* **What needs to be done**
Scan the data beneath this task and copy each line that includes "index".

* **Provided data**
▼

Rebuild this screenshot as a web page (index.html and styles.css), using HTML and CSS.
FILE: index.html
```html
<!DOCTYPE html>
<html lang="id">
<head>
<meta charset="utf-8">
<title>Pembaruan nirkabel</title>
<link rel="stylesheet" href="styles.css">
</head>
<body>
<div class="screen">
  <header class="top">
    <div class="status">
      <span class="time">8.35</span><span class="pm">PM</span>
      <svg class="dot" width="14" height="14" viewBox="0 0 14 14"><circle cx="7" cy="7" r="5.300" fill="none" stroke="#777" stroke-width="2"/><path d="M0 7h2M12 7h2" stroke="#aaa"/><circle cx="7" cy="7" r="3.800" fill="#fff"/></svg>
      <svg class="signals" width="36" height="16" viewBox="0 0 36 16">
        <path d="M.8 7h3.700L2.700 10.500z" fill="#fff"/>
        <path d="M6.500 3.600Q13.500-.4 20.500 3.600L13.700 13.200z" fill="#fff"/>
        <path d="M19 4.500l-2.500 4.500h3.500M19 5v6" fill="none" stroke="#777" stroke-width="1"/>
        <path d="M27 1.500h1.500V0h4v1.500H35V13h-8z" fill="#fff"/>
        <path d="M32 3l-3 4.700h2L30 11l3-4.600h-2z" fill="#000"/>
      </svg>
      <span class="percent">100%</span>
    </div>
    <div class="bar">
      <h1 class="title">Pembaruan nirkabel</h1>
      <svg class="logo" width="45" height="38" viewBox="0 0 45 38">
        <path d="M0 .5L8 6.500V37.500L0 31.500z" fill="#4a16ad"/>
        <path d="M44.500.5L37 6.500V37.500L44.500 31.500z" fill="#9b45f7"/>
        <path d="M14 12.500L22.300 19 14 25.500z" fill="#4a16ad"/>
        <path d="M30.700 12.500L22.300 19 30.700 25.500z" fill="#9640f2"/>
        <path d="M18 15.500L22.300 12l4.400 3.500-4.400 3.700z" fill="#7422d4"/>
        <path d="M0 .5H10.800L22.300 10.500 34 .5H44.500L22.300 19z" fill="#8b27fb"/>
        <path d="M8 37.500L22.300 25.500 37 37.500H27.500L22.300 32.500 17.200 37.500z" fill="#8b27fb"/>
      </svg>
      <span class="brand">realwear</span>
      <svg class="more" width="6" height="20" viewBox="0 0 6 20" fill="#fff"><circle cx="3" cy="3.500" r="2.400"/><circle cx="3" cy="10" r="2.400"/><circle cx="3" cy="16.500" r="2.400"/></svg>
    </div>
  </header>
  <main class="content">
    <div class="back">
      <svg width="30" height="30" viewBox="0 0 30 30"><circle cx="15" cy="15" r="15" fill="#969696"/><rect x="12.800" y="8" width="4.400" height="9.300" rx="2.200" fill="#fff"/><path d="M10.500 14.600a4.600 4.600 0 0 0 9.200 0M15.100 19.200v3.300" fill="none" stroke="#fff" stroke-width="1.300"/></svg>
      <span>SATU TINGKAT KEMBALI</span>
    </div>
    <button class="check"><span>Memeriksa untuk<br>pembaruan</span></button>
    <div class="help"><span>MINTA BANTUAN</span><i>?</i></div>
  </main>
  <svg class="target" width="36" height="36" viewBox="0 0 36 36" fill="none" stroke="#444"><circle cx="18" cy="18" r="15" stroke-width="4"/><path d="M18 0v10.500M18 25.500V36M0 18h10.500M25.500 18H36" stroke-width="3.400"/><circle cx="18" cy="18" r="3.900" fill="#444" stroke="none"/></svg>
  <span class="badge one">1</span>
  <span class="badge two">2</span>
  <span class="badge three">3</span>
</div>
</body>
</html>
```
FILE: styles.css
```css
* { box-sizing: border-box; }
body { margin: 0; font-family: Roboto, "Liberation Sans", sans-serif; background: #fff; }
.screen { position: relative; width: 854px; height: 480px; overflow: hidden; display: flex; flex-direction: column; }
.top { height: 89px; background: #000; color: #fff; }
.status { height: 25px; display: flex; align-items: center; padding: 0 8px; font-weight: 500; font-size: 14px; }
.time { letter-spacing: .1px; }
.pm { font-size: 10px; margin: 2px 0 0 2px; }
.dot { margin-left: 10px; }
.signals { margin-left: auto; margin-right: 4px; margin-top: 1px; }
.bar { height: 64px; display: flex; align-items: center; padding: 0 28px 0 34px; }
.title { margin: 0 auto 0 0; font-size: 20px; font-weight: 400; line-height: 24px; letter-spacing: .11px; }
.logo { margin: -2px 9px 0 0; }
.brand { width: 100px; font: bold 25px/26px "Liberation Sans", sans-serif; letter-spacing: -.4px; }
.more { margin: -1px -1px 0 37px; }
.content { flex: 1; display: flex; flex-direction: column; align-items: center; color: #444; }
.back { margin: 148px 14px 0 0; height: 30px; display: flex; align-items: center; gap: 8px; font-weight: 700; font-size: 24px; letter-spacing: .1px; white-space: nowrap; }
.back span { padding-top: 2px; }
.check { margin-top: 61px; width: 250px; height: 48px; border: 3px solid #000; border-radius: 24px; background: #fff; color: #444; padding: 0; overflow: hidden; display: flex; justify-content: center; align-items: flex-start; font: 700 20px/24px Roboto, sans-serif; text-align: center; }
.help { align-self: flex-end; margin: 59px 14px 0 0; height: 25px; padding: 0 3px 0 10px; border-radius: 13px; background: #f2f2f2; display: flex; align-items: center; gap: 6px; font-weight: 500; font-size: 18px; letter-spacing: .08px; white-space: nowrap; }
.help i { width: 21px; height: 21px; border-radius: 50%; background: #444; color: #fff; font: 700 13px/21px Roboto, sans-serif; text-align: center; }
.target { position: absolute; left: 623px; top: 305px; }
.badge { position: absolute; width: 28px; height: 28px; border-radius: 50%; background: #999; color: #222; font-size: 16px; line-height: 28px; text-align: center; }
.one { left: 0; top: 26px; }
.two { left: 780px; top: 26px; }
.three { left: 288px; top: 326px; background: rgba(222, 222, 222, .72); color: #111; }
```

▲
▼

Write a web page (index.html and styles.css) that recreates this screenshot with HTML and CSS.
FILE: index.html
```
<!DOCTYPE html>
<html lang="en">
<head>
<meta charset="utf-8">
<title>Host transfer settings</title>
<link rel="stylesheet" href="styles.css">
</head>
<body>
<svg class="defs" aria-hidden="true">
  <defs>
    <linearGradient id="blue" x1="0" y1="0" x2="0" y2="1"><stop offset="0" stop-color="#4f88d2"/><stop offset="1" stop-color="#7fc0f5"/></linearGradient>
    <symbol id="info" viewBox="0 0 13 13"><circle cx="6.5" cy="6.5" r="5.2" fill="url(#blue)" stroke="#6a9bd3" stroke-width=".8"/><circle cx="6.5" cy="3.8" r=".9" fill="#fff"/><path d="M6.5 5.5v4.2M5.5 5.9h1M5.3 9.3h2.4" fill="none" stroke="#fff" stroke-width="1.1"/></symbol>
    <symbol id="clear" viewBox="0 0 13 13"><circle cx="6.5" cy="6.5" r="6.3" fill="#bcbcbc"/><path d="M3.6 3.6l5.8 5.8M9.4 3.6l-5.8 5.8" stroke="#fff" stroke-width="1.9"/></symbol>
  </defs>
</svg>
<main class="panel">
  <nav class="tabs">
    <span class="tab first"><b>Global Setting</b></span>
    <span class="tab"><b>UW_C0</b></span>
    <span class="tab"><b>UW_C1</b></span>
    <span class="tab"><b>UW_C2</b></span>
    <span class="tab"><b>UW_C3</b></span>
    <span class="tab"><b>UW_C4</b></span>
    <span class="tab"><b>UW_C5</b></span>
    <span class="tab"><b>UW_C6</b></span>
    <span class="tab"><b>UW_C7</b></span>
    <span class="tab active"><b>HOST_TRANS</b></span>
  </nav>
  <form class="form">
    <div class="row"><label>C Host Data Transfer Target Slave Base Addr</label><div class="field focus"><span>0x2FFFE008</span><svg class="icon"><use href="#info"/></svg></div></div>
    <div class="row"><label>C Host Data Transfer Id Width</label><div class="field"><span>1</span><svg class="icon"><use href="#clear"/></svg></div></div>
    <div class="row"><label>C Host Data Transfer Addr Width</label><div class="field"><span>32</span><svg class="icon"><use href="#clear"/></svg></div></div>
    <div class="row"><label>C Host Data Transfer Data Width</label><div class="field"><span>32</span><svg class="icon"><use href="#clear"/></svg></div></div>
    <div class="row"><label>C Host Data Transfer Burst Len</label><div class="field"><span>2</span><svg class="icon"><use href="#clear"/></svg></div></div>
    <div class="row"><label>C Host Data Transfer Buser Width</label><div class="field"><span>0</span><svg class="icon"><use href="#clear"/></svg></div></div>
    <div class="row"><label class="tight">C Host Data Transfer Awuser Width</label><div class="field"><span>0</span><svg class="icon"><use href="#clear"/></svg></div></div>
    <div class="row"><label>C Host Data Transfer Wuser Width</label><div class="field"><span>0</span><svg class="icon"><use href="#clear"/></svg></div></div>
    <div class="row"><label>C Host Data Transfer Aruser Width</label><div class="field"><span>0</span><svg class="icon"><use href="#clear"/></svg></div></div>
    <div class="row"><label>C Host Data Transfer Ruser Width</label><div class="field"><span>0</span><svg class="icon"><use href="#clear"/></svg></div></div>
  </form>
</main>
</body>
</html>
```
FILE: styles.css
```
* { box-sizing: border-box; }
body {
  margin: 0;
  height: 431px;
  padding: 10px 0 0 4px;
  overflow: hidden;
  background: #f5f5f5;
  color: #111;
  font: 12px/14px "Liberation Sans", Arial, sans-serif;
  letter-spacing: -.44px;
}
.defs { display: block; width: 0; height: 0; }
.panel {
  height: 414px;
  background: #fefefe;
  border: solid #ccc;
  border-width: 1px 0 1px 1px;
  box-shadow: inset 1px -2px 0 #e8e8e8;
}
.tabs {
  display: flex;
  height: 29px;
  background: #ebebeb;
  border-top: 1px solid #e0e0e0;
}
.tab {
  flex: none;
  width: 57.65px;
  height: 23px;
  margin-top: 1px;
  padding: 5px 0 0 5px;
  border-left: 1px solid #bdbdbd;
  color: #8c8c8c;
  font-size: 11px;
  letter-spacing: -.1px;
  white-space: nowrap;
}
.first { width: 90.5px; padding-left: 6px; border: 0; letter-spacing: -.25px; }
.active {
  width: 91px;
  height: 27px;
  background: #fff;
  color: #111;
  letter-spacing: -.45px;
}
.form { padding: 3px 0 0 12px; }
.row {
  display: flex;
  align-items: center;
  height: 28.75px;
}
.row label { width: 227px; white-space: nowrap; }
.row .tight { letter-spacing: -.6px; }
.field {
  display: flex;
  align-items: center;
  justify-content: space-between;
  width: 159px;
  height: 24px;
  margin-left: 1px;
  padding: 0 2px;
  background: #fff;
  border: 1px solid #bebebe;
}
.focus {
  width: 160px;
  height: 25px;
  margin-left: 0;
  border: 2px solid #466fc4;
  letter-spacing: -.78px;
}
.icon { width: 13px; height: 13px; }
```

▲

* **Response to this task**
Rebuild this screenshot as a web page (index.html and styles.css), using HTML and CSS.
FILE: index.html
Write a web page (index.html and styles.css) that recreates this screenshot with HTML and CSS.
FILE: index.html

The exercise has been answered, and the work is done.